* Recorded information:
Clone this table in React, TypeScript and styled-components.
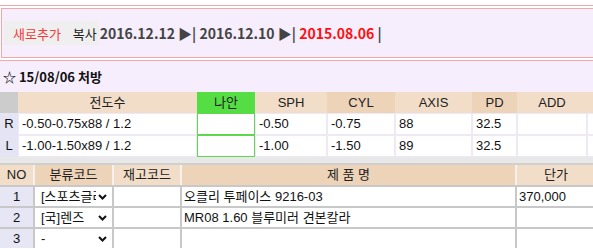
import React from "react";
import styled, { createGlobalStyle } from "styled-components";

const GlobalStyle = createGlobalStyle`
  html, body {
    margin: 0;
    padding: 0;
    background: #fff;
  }
  body {
    font-family: "Liberation Sans", "Noto Sans CJK KR", sans-serif;
    font-size: 13px;
    color: #222;
  }
`;

const LIGHT = "#f2ddc9";
const DARK = "#edd3b8";
const PINK = "#f4a7a8";
const LAVENDER = "#f6eefd";

const rxColumns = [
  { title: "", width: 18, tone: "gray" },
  { title: "전도수", width: 179, tone: "light" },
  { title: "나안", width: 58, tone: "green" },
  { title: "SPH", width: 72, tone: "light" },
  { title: "CYL", width: 68, tone: "dark" },
  { title: "AXIS", width: 77, tone: "light" },
  { title: "PD", width: 45, tone: "dark" },
  { title: "ADD", width: 70, tone: "light" },
  { title: "", width: 80, tone: "light" },
];

const rxRows = [
  { eye: "R", power: "-0.50-0.75x88 / 1.2", sph: "-0.50", cyl: "-0.75", axis: "88", pd: "32.5" },
  { eye: "L", power: "-1.00-1.50x89 / 1.2", sph: "-1.00", cyl: "-1.50", axis: "89", pd: "32.5" },
];

const itemColumns = [
  { title: "NO", width: 33, tone: "light" },
  { title: "분류코드", width: 77, tone: "dark" },
  { title: "재고코드", width: 66, tone: "light" },
  { title: "제 품 명", width: 333, tone: "dark" },
  { title: "단가", width: 78, tone: "light" },
];

const itemRows = [
  { no: 1, cat: "[스포츠글라스]", name: "오클리 투페이스 9216-03", price: "370,000" },
  { no: 2, cat: "[국]렌즈", name: "MR08 1.60 블루미러 견본칼라", price: "" },
  { no: 3, cat: "-", name: "", price: "" },
];

const toneColor = (tone: string) => {
  if (tone === "gray") return "#cccccc";
  if (tone === "green") return "#55dd44";
  if (tone === "dark") return DARK;
  return LIGHT;
};

const Chevron = () => (
  <svg width="9" height="6" viewBox="0 0 9 6">
    <path d="M1 1l3.5 3.5L8 1" fill="none" stroke="#111" strokeWidth="2" />
  </svg>
);

export default function App() {
  return (
    <Page>
      <GlobalStyle />
      <TopRule>
        <ActionBox>
          <Btn $red>새로추가</Btn>
          <Btn $copy>복사</Btn>
          <History>
            2016.12.12 ▶| 2016.12.10 ▶| <Current>2015.08.06</Current> |
          </History>
        </ActionBox>
      </TopRule>

      <Section>
        <Title>☆ 15/08/06 처방</Title>
        <Row>
          {rxColumns.map((c, i) => (
            <HeadCell key={i} $w={c.width} $bg={toneColor(c.tone)}>
              {c.title}
            </HeadCell>
          ))}
        </Row>
        {rxRows.map((r) => (
          <Row key={r.eye}>
            <EyeCell $w={18}>{r.eye}</EyeCell>
            <Cell $w={179}>{r.power}</Cell>
            <Cell $w={58} $green />
            <Cell $w={72}>{r.sph}</Cell>
            <Cell $w={68}>{r.cyl}</Cell>
            <Cell $w={77}>{r.axis}</Cell>
            <Cell $w={45}>{r.pd}</Cell>
            <Cell $w={70} />
            <Cell $w={80} />
          </Row>
        ))}
      </Section>

      <Divider />

      <ItemTable>
        <ItemHead>
          {itemColumns.map((c) => (
            <ItemHeadCell key={c.title} $w={c.width} $bg={toneColor(c.tone)}>
              {c.title}
            </ItemHeadCell>
          ))}
        </ItemHead>
        {itemRows.map((r) => (
          <ItemRow key={r.no}>
            <NoCell $w={33}>{r.no}</NoCell>
            <ItemCell $w={77}>
              <FakeSelect>
                <SelectText>{r.cat}</SelectText>
                <Chevron />
              </FakeSelect>
            </ItemCell>
            <ItemCell $w={66} />
            <ItemCell $w={333}>{r.name}</ItemCell>
            <ItemCell $w={78}>{r.price}</ItemCell>
          </ItemRow>
        ))}
      </ItemTable>
    </Page>
  );
}

const Page = styled.div`
  width: 593px;
  height: 249px;
  overflow: hidden;
`;

const TopRule = styled.div`
  margin-top: 5px;
  border-top: 1px solid ${PINK};
  padding-top: 2px;
`;

const ActionBox = styled.div`
  margin-left: 1px;
  height: 48px;
  width: 700px;
  border: 1px solid ${PINK};
  background: ${LAVENDER};
  display: flex;
  align-items: center;
  padding-left: 2px;
`;

const Btn = styled.span<{ $red?: boolean; $copy?: boolean }>`
  height: 24px;
  display: flex;
  align-items: center;
  background: #efefef;
  font-family: "Noto Sans CJK KR", sans-serif;
  font-size: 13px;
  color: ${(p) => (p.$red ? "#f23a3a" : "#222")};
  padding: ${(p) => (p.$copy ? "0 2px 0 6px" : "0 6px 0 9px")};
`;

const History = styled.span`
  margin-left: 1px;
  font-family: "Noto Sans CJK KR", sans-serif;
  font-weight: bold;
  font-size: 14px;
  color: #444;
  white-space: pre;
`;

const Current = styled.span`
  color: #ff1010;
`;

const Section = styled.div`
  margin-top: 2px;
  border-top: 1px solid ${PINK};
  background: ${LAVENDER};
  width: 700px;
`;

const Title = styled.div`
  height: 31px;
  display: flex;
  align-items: center;
  padding-left: 3px;
  font-family: "Noto Sans CJK KR", sans-serif;
  font-weight: bold;
  font-size: 13px;
  color: #111;
`;

const Row = styled.div`
  display: flex;
`;

const HeadCell = styled.div<{ $w: number; $bg: string }>`
  flex: 0 0 ${(p) => p.$w}px;
  height: 21px;
  line-height: 21px;
  background: ${(p) => p.$bg};
  text-align: center;
  color: #222;
`;

const Cell = styled.div<{ $w: number; $green?: boolean }>`
  box-sizing: border-box;
  flex: 0 0 ${(p) => p.$w}px;
  height: 22px;
  line-height: 20px;
  padding-left: 3px;
  background: #fff;
  border: 1px solid ${(p) => (p.$green ? "#5fd84f" : "#efe9f6")};
  color: #111;
`;

const EyeCell = styled(Cell)`
  background: #e4e4f4;
  border-color: #e4e4f4;
  text-align: center;
  padding-left: 0;
`;

const Divider = styled.div`
  height: 6px;
  background: #e8e8e8;
  border-bottom: 2px solid #cfcfcf;
`;

const ItemTable = styled.div`
  display: flex;
  flex-direction: column;
  gap: 2px;
  background: #c8c8c8;
`;

const ItemHead = styled.div`
  display: flex;
  gap: 2px;
  background: #f6f1ec;
`;

const ItemHeadCell = styled.div<{ $w: number; $bg: string }>`
  flex: 0 0 ${(p) => p.$w}px;
  height: 20px;
  line-height: 20px;
  text-align: center;
  background: ${(p) => p.$bg};
  color: #222;
`;

const ItemRow = styled.div`
  display: flex;
  gap: 2px;
`;

const ItemCell = styled.div<{ $w: number }>`
  flex: 0 0 ${(p) => p.$w}px;
  height: 19px;
  line-height: 19px;
  background: #fff;
  padding-left: 2px;
  box-sizing: border-box;
  white-space: nowrap;
  overflow: hidden;
  color: #111;
`;

const NoCell = styled(ItemCell)`
  background: #e6e6f5;
  text-align: center;
  padding-left: 0;
`;

const FakeSelect = styled.div`
  display: flex;
  align-items: center;
  height: 19px;
  padding: 0 5px 0 4px;
  gap: 2px;
`;

const SelectText = styled.span`
  flex: 1;
  overflow: hidden;
  white-space: nowrap;
`;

* Set task: Copy the material exactly. Do not include the pictures.

* Reply:
Clone this table in React, TypeScript and styled-components.
import React from "react";
import styled, { createGlobalStyle } from "styled-components";

const GlobalStyle = createGlobalStyle`
  html, body {
    margin: 0;
    padding: 0;
    background: #fff;
  }
  body {
    font-family: "Liberation Sans", "Noto Sans CJK KR", sans-serif;
    font-size: 13px;
    color: #222;
  }
`;

const LIGHT = "#f2ddc9";
const DARK = "#edd3b8";
const PINK = "#f4a7a8";
const LAVENDER = "#f6eefd";

const rxColumns = [
  { title: "", width: 18, tone: "gray" },
  { title: "전도수", width: 179, tone: "light" },
  { title: "나안", width: 58, tone: "green" },
  { title: "SPH", width: 72, tone: "light" },
  { title: "CYL", width: 68, tone: "dark" },
  { title: "AXIS", width: 77, tone: "light" },
  { title: "PD", width: 45, tone: "dark" },
  { title: "ADD", width: 70, tone: "light" },
  { title: "", width: 80, tone: "light" },
];

const rxRows = [
  { eye: "R", power: "-0.50-0.75x88 / 1.2", sph: "-0.50", cyl: "-0.75", axis: "88", pd: "32.5" },
  { eye: "L", power: "-1.00-1.50x89 / 1.2", sph: "-1.00", cyl: "-1.50", axis: "89", pd: "32.5" },
];

const itemColumns = [
  { title: "NO", width: 33, tone: "light" },
  { title: "분류코드", width: 77, tone: "dark" },
  { title: "재고코드", width: 66, tone: "light" },
  { title: "제 품 명", width: 333, tone: "dark" },
  { title: "단가", width: 78, tone: "light" },
];

const itemRows = [
  { no: 1, cat: "[스포츠글라스]", name: "오클리 투페이스 9216-03", price: "370,000" },
  { no: 2, cat: "[국]렌즈", name: "MR08 1.60 블루미러 견본칼라", price: "" },
  { no: 3, cat: "-", name: "", price: "" },
];

const toneColor = (tone: string) => {
  if (tone === "gray") return "#cccccc";
  if (tone === "green") return "#55dd44";
  if (tone === "dark") return DARK;
  return LIGHT;
};

const Chevron = () => (
  <svg width="9" height="6" viewBox="0 0 9 6">
    <path d="M1 1l3.5 3.5L8 1" fill="none" stroke="#111" strokeWidth="2" />
  </svg>
);

export default function App() {
  return (
    <Page>
      <GlobalStyle />
      <TopRule>
        <ActionBox>
          <Btn $red>새로추가</Btn>
          <Btn $copy>복사</Btn>
          <History>
            2016.12.12 ▶| 2016.12.10 ▶| <Current>2015.08.06</Current> |
          </History>
        </ActionBox>
      </TopRule>

      <Section>
        <Title>☆ 15/08/06 처방</Title>
        <Row>
          {rxColumns.map((c, i) => (
            <HeadCell key={i} $w={c.width} $bg={toneColor(c.tone)}>
              {c.title}
            </HeadCell>
          ))}
        </Row>
        {rxRows.map((r) => (
          <Row key={r.eye}>
            <EyeCell $w={18}>{r.eye}</EyeCell>
            <Cell $w={179}>{r.power}</Cell>
            <Cell $w={58} $green />
            <Cell $w={72}>{r.sph}</Cell>
            <Cell $w={68}>{r.cyl}</Cell>
            <Cell $w={77}>{r.axis}</Cell>
            <Cell $w={45}>{r.pd}</Cell>
            <Cell $w={70} />
            <Cell $w={80} />
          </Row>
        ))}
      </Section>

      <Divider />

      <ItemTable>
        <ItemHead>
          {itemColumns.map((c) => (
            <ItemHeadCell key={c.title} $w={c.width} $bg={toneColor(c.tone)}>
              {c.title}
            </ItemHeadCell>
          ))}
        </ItemHead>
        {itemRows.map((r) => (
          <ItemRow key={r.no}>
            <NoCell $w={33}>{r.no}</NoCell>
            <ItemCell $w={77}>
              <FakeSelect>
                <SelectText>{r.cat}</SelectText>
                <Chevron />
              </FakeSelect>
            </ItemCell>
            <ItemCell $w={66} />
            <ItemCell $w={333}>{r.name}</ItemCell>
            <ItemCell $w={78}>{r.price}</ItemCell>
          </ItemRow>
        ))}
      </ItemTable>
    </Page>
  );
}

const Page = styled.div`
  width: 593px;
  height: 249px;
  overflow: hidden;
`;

const TopRule = styled.div`
  margin-top: 5px;
  border-top: 1px solid ${PINK};
  padding-top: 2px;
`;

const ActionBox = styled.div`
  margin-left: 1px;
  height: 48px;
  width: 700px;
  border: 1px solid ${PINK};
  background: ${LAVENDER};
  display: flex;
  align-items: center;
  padding-left: 2px;
`;

const Btn = styled.span<{ $red?: boolean; $copy?: boolean }>`
  height: 24px;
  display: flex;
  align-items: center;
  background: #efefef;
  font-family: "Noto Sans CJK KR", sans-serif;
  font-size: 13px;
  color: ${(p) => (p.$red ? "#f23a3a" : "#222")};
  padding: ${(p) => (p.$copy ? "0 2px 0 6px" : "0 6px 0 9px")};
`;

const History = styled.span`
  margin-left: 1px;
  font-family: "Noto Sans CJK KR", sans-serif;
  font-weight: bold;
  font-size: 14px;
  color: #444;
  white-space: pre;
`;

const Current = styled.span`
  color: #ff1010;
`;

const Section = styled.div`
  margin-top: 2px;
  border-top: 1px solid ${PINK};
  background: ${LAVENDER};
  width: 700px;
`;

const Title = styled.div`
  height: 31px;
  display: flex;
  align-items: center;
  padding-left: 3px;
  font-family: "Noto Sans CJK KR", sans-serif;
  font-weight: bold;
  font-size: 13px;
  color: #111;
`;

const Row = styled.div`
  display: flex;
`;

const HeadCell = styled.div<{ $w: number; $bg: string }>`
  flex: 0 0 ${(p) => p.$w}px;
  height: 21px;
  line-height: 21px;
  background: ${(p) => p.$bg};
  text-align: center;
  color: #222;
`;

const Cell = styled.div<{ $w: number; $green?: boolean }>`
  box-sizing: border-box;
  flex: 0 0 ${(p) => p.$w}px;
  height: 22px;
  line-height: 20px;
  padding-left: 3px;
  background: #fff;
  border: 1px solid ${(p) => (p.$green ? "#5fd84f" : "#efe9f6")};
  color: #111;
`;

const EyeCell = styled(Cell)`
  background: #e4e4f4;
  border-color: #e4e4f4;
  text-align: center;
  padding-left: 0;
`;

const Divider = styled.div`
  height: 6px;
  background: #e8e8e8;
  border-bottom: 2px solid #cfcfcf;
`;

const ItemTable = styled.div`
  display: flex;
  flex-direction: column;
  gap: 2px;
  background: #c8c8c8;
`;

const ItemHead = styled.div`
  display: flex;
  gap: 2px;
  background: #f6f1ec;
`;

const ItemHeadCell = styled.div<{ $w: number; $bg: string }>`
  flex: 0 0 ${(p) => p.$w}px;
  height: 20px;
  line-height: 20px;
  text-align: center;
  background: ${(p) => p.$bg};
  color: #222;
`;

const ItemRow = styled.div`
  display: flex;
  gap: 2px;
`;

const ItemCell = styled.div<{ $w: number }>`
  flex: 0 0 ${(p) => p.$w}px;
  height: 19px;
  line-height: 19px;
  background: #fff;
  padding-left: 2px;
  box-sizing: border-box;
  white-space: nowrap;
  overflow: hidden;
  color: #111;
`;

const NoCell = styled(ItemCell)`
  background: #e6e6f5;
  text-align: center;
  padding-left: 0;
`;

const FakeSelect = styled.div`
  display: flex;
  align-items: center;
  height: 19px;
  padding: 0 5px 0 4px;
  gap: 2px;
`;

const SelectText = styled.span`
  flex: 1;
  overflow: hidden;
  white-space: nowrap;
`;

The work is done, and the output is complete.